Personal information
- Born: 14 April 1991 (age 35) Oss, Netherlands

Sport
- Sport: Archery

Medal record
Men's archery
Representing Netherlands
World Championships
| Silver medal – second place | 2013 Belek | Team |
| Silver medal – second place | 2015 Copenhagen | Individual |
World Cup
| Gold medal – first place | 2014 Wrocław | Individual |
| Bronze medal – third place | 2014 Lausanne Final | Individual |
| Bronze medal – third place | 2014 Shanghai | Individual |
| Bronze medal – third place | 2014 Shanghai | Team |
| Bronze medal – third place | 2015 Medellín | Individual |
| Silver medal – second place | 2016 Shanghai | Team |
European Championships
| Gold medal – first place | 2012 Amsterdam | Individual |
| Gold medal – first place | 2012 Amsterdam | Team |
| Gold medal – first place | 2022 Munich | Mixed team |
World Indoor Championships
| Bronze medal – third place | 2014 Nîmes | Team |
Indoor World Cup
| Gold medal – first place | 2014 Nîmes | Individual |
| Bronze medal – third place | 2025 Luxembourg | Individual |
European Indoor Championships
| Gold medal – first place | 2013 Rzeszów | Individual |
| Gold medal – first place | 2013 Rzeszów | Team |
| Gold medal – first place | 2015 Koper | Team |
European Games
| Bronze medal – third place | 2015 Baku | Team |
Olympic Test Event
| Bronze medal – third place | 2015 Rio de Janeiro | Team |

= Rick van der Ven =

Dutch archer (born 1991)

Rick van der Ven (born 14 April 1991 in Oss) is a Dutch Olympic archer who started to practise archery at the age of 8.

In 2009 at the World Junior Championship in Ogden, Utah, Rick was the runner-up with a silver medal. In 2011 at the World Junior Championship in Legnica, Poland he won silver with the Mixed team, bronze with the men's team and finished 4th in the individual event. In May 2012 in the Olympic Stadium in Amsterdam, Van der Ven became European Champion in Outdoor Archery, both individually and in the team event. In February 2013, in Rzeszów, Van der Ven became also European Champion Indoor, again individually as well as with the Dutch team.

==2012 Olympic Games==
Van der Ven competed at the 2012 Summer Olympics in London in men's individual archery.
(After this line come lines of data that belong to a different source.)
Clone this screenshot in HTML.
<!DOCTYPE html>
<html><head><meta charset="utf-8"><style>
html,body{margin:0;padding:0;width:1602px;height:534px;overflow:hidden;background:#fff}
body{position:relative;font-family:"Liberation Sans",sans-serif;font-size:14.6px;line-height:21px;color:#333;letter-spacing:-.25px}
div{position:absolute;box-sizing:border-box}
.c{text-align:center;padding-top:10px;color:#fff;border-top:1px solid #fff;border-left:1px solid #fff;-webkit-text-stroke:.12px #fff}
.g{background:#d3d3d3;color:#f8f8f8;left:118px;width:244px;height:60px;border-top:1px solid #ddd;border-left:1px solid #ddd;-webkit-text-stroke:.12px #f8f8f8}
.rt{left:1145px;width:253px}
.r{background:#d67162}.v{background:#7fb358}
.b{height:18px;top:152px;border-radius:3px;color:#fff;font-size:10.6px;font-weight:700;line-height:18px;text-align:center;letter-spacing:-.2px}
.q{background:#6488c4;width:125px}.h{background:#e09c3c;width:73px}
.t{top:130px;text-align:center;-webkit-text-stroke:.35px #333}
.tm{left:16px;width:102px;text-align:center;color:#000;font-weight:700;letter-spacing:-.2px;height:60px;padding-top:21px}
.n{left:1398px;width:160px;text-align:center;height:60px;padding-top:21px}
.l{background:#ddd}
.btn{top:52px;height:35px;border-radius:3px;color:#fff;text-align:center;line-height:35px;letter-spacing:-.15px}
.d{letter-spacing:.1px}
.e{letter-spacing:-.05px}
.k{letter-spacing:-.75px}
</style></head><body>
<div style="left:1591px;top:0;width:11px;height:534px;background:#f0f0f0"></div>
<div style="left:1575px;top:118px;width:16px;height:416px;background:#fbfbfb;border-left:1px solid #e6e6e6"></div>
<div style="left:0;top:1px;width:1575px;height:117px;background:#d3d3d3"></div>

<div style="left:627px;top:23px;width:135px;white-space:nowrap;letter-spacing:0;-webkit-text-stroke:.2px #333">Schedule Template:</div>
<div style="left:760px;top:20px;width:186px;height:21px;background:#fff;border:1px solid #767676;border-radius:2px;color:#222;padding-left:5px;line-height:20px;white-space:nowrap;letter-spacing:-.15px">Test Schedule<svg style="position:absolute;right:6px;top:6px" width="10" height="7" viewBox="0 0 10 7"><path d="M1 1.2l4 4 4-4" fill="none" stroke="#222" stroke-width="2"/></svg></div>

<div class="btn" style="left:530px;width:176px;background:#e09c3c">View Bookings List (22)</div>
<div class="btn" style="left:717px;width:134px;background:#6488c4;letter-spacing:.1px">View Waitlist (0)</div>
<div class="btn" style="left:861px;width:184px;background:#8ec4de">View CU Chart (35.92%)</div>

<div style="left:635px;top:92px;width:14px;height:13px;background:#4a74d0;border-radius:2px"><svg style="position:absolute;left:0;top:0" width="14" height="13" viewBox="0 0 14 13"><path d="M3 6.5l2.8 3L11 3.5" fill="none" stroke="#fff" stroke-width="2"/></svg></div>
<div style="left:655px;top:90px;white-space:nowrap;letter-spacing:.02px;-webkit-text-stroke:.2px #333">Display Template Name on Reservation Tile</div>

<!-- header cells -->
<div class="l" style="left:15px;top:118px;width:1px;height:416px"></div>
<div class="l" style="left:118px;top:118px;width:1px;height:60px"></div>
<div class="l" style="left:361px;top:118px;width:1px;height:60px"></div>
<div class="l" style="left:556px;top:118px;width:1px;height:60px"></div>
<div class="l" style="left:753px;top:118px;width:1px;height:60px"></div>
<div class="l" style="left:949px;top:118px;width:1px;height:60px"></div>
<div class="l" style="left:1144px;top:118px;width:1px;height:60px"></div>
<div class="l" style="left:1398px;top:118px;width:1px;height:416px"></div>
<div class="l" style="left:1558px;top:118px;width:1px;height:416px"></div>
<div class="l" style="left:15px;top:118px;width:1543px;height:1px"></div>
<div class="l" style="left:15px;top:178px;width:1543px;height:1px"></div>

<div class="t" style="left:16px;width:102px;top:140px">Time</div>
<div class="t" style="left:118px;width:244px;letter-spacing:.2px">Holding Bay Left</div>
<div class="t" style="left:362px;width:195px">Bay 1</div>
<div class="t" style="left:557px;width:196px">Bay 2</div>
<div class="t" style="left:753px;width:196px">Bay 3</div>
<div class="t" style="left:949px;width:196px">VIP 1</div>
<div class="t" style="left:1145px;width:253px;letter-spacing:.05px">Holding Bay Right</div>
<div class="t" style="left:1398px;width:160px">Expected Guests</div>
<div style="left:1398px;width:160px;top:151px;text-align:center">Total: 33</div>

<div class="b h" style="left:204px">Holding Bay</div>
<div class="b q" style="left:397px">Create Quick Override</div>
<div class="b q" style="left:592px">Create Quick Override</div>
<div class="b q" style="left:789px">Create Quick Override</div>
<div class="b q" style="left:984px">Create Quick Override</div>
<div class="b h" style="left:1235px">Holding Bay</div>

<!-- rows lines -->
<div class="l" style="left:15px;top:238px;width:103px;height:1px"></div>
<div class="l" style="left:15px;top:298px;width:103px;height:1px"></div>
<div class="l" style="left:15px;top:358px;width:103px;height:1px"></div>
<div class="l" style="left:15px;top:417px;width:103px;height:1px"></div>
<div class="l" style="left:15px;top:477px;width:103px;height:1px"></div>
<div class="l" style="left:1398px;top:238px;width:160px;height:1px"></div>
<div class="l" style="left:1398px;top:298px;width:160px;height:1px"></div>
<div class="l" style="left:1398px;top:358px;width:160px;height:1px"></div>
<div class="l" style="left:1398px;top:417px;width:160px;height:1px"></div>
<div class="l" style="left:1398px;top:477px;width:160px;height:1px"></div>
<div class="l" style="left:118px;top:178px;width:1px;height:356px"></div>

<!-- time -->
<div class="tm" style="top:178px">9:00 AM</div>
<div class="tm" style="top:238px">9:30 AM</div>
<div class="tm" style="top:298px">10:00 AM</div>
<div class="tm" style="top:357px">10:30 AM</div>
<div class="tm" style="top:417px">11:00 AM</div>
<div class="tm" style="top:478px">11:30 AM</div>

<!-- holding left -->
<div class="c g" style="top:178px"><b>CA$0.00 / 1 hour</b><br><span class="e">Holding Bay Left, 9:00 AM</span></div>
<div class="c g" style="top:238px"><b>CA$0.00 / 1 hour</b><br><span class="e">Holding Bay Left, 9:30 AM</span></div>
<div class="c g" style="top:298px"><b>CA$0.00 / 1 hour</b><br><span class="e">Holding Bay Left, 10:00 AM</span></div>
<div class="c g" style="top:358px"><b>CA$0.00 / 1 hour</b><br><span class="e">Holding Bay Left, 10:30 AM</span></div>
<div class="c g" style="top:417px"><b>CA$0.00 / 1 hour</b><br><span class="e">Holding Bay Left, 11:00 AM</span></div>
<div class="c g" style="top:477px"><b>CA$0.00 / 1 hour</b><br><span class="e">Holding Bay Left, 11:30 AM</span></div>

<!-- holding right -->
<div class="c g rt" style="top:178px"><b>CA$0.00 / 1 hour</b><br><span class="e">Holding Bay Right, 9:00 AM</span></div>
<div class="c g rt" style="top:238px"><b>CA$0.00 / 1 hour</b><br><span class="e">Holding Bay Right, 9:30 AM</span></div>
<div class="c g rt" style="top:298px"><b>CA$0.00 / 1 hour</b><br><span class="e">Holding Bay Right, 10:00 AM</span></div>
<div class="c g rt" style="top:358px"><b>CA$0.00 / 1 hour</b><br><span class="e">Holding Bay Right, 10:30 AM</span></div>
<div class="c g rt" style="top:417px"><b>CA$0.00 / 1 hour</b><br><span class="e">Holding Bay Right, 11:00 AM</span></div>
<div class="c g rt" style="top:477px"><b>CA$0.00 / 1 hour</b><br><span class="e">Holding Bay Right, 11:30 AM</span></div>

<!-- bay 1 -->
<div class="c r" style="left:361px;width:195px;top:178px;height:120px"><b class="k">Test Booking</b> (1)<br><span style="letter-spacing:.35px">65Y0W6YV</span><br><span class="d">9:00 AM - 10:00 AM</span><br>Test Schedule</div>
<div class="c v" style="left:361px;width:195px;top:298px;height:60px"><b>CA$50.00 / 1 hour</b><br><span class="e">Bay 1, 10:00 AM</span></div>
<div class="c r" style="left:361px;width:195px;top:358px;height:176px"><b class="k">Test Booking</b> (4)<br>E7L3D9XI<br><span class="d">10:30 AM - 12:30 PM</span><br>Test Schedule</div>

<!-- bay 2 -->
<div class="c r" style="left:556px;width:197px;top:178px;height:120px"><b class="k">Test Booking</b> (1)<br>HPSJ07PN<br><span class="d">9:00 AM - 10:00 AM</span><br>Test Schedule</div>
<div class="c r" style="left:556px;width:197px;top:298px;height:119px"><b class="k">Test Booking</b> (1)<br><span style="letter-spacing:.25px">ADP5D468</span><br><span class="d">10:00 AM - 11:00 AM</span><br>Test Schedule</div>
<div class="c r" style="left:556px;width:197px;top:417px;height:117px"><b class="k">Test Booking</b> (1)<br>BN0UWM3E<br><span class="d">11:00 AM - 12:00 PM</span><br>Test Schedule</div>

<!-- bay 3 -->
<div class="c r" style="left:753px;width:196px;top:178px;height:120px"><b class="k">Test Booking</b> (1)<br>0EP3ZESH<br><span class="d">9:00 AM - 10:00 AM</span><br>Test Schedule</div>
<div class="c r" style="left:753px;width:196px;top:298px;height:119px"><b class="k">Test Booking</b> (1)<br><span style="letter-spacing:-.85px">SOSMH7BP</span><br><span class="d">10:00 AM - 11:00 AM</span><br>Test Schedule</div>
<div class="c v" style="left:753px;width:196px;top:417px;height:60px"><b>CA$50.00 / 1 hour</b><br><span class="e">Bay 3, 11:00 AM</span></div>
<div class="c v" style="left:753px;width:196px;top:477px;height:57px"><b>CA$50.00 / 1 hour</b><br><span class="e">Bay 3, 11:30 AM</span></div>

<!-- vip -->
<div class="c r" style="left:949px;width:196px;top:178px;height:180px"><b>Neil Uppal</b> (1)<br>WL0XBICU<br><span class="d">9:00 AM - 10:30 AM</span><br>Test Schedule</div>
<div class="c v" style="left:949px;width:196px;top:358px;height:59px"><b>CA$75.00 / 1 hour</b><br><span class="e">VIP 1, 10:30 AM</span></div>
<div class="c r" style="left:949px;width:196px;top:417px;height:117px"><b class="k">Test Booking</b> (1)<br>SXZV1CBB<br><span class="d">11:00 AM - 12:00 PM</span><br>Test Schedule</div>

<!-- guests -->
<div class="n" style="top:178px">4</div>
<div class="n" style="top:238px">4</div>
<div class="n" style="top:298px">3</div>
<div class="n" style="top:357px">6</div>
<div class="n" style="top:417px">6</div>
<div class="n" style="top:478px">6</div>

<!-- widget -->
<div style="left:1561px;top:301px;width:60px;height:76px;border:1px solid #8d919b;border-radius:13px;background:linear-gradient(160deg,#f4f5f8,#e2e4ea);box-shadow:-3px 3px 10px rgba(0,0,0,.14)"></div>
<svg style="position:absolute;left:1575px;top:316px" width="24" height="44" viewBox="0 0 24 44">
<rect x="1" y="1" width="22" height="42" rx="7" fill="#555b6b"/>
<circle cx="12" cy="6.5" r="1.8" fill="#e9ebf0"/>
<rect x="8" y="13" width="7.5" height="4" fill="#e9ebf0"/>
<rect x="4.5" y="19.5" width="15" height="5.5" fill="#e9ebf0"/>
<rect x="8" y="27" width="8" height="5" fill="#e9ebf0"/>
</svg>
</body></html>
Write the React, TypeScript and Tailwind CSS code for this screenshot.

He was coached by Wietse van Alten, winner of the bronze medal in Sydney 2000. In an upset victory, he convincingly beat top-seed and world-record holder Im Dong-hyun 7–1 in the round of 16. After beating Kuo Cheng-Wei 6–0 in the quarterfinals, he came to a 5–5 draw in the semi-finals against Takaharu Furukawa, shooting 141 versus Furukawa's 140. In the following shoot-off he shot a 9 while Furukawa shot a 10, relegating him to a bronze medal match against Dai Xiaoxiang. Here Van der Ven again came to a 5–5 draw, scoring 2 points more than his opponent, but lost again in the first shoot-off, thereby finishing in 4th position.
Since 2009 Rick van der Ven is training at The Olympic Sportcentre in Papendal and is studying Engineering Mechanics in Arnhem.

== 2016 Olympic Games ==
At the 2016 Olympic Games, van der Ven competed in both the individual and the men's team events. In the individual event, van der Ven was in 27th after the ranking round, and faced Patrick Huston in the first knock-out round, losing 4–6. In the team event, the Netherlands were ranked in 9th after the ranking round. They faced the Spanish team in the first elimination round, winning 5–1, before losing to the South Korean team 0–6.

==Results 2022==

Van der Ven and Gabriela Schloesser won the gold medal in the mixed team recurve event at the 2022 European Archery Championships held in Munich, Germany.